The proposed models and the framework are tested on two subset datasets obtained for the Cameron Highlands as the first dataset and the Ipoh area as the second dataset, in Malaysia. The results show that the proposed feature extraction model achieves high accuracies on the training of the first dataset (0.953 F1-score, 0.941 precision, 0.882 recall), the first test dataset (0.904 F1-score, 0.869 precision, 0.949 recall) and 0.898 F1-score, 0.870 precision, 0.838 recall for the second test dataset. The ZSL model achieves accuracies of 0.778 top-one, 0.890 top-two and 0.942 top-three, 0.798 F1-score, 0.766 recall and 0.838 precision on average for different unseen classes on the test area of the first dataset and 0.737 top-one, 0.906 top-two, 0.924 top-three, 0.729 F1-score, 0.676 recall and 0.790 precision average accuracies for the second dataset. This outcome could help the experts in the remote sensing field, supporting them in recognising the correct class among two or three possible classes, especially when those classes are not included in the training set.

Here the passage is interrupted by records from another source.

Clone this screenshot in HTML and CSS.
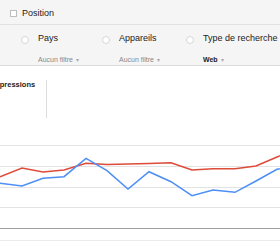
FILE: index.html
```html
<!DOCTYPE html>
<html lang="fr">
<head>
    <meta charset="UTF-8">
    <meta name="viewport" content="width=device-width, initial-scale=1.0">
    <title>Analyse de la recherche</title>
    <link rel="stylesheet" href="styles.css">
</head>
<body>
    <div class="options">
        <label class="check"><span class="box"></span>Position</label>
    </div>

    <div class="filters">
        <div class="filter f-pays">
            <span class="radio"></span>
            <div class="filter-text">
                <div class="filter-name">Pays</div>
                <div class="filter-value">Aucun filtre <span class="caret">&#9662;</span></div>
            </div>
        </div>
        <div class="filter f-appareils">
            <span class="radio"></span>
            <div class="filter-text">
                <div class="filter-name">Appareils</div>
                <div class="filter-value">Aucun filtre <span class="caret">&#9662;</span></div>
            </div>
        </div>
        <div class="filter">
            <span class="radio"></span>
            <div class="filter-text">
                <div class="filter-name">Type de recherche</div>
                <div class="filter-value active">Web <span class="caret">&#9662;</span></div>
            </div>
        </div>
    </div>

    <div class="summary">
        <div class="metric">Impressions</div>
    </div>

    <!-- chart: grid lines then the two series -->
    <svg class="chart" width="280" height="124" viewBox="0 0 280 124">
        <g stroke="#e3e3e3" stroke-width="1">
            <line x1="0" y1="25.5" x2="280" y2="25.5"/>
            <line x1="0" y1="46.5" x2="280" y2="46.5"/>
            <line x1="0" y1="67.5" x2="280" y2="67.5"/>
            <line x1="0" y1="87.5" x2="280" y2="87.5"/>
            <line x1="0" y1="120.5" x2="280" y2="120.5" stroke="#ececec"/>
        </g>
        <line x1="0" y1="108.5" x2="280" y2="108.5" stroke="#9e9e9e" stroke-width="1"/>
        <polyline fill="none" stroke="#dd4b39" stroke-width="1.5"
            points="-21,64 0,56.7 22,48 43,52 64,50 86,43.3 107,44.5 128,44 149,43.5 171,42.7 192,50 213,48.7 235,48.7 256,46 277,37 298,28"/>
        <polyline fill="none" stroke="#4d8ff5" stroke-width="1.5"
            points="-21,62 0,63.3 22,66 43,58.3 64,56.7 86,38.3 107,50.7 128,69 149,51.7 171,61.7 192,75.7 213,70 235,72.3 256,61 277,49.3 298,46"/>
    </svg>
</body>
</html>
```

FILE: styles.css
```css
body {
    margin: 0;
    width: 280px;
    height: 244px;
    overflow: hidden;
    background-color: #fff;
    font-family: "Liberation Sans", Arial, sans-serif;
    color: #222;
}
.options {
    height: 25px;
    box-sizing: border-box;
    background-color: #f5f5f5;
    border-bottom: 1px solid #e2e2e2;
    display: flex;
    align-items: center;
    padding-left: 10px;
}
.check {
    display: flex;
    align-items: center;
    font-size: 9px;
    line-height: 11px;
    margin-top: 2px;
}
.box {
    width: 5px;
    height: 5px;
    border: 1px solid #bdbdbd;
    background-color: #fff;
    margin-right: 5px;
}
.filters {
    display: flex;
    align-items: flex-start;
    background-color: #f5f5f5;
    border-bottom: 1px solid #dcdcdc;
    height: 41px;
    box-sizing: border-box;
    padding: 8px 0 0 21px;
}
.filter {
    display: flex;
    align-items: flex-start;
}
.f-pays {
    margin-right: 23px;
}
.f-appareils {
    margin-right: 26px;
}
.radio {
    width: 6px;
    height: 6px;
    border: 1px solid #d6d6d6;
    border-radius: 50%;
    background-color: #fff;
    margin: 3px 9px 0 0;
}
.filter-name {
    font-size: 9px;
    line-height: 11px;
    color: #222;
}
.filter-value {
    font-size: 7px;
    line-height: 9px;
    color: #888;
    margin-top: 11px;
}
.filter-value.active {
    color: #222;
    font-weight: bold;
}
.caret {
    font-size: 6px;
    color: #aaa;
    font-weight: normal;
    margin-left: 1px;
}
.summary {
    height: 54px;
    box-sizing: border-box;
    padding-top: 14px;
}
.metric {
    width: 55px;
    height: 38px;
    margin-left: -9px;
    border-right: 1px solid #dcdcdc;
    font-size: 7.5px;
    line-height: 9px;
    font-weight: bold;
    color: #222;
}
.chart {
    display: block;
}
```
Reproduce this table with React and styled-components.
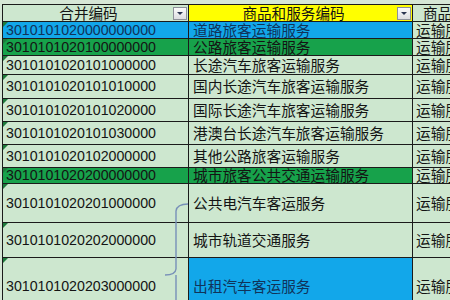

Transforming remote sensing imagery to a new embedding and using this strategy to predict seen and unseen classes could be a useful approach to ZSL in remote sensing data. Further developments will be considered, making the proposed framework more efficient for learning to predict unseen classes by using novel Word2Vec models specifically for remote sensing applications and various types of CNN models, including residual and graph CNNs. Moreover, the same number of samples for the seen and unseen classes will be considered for further assessment.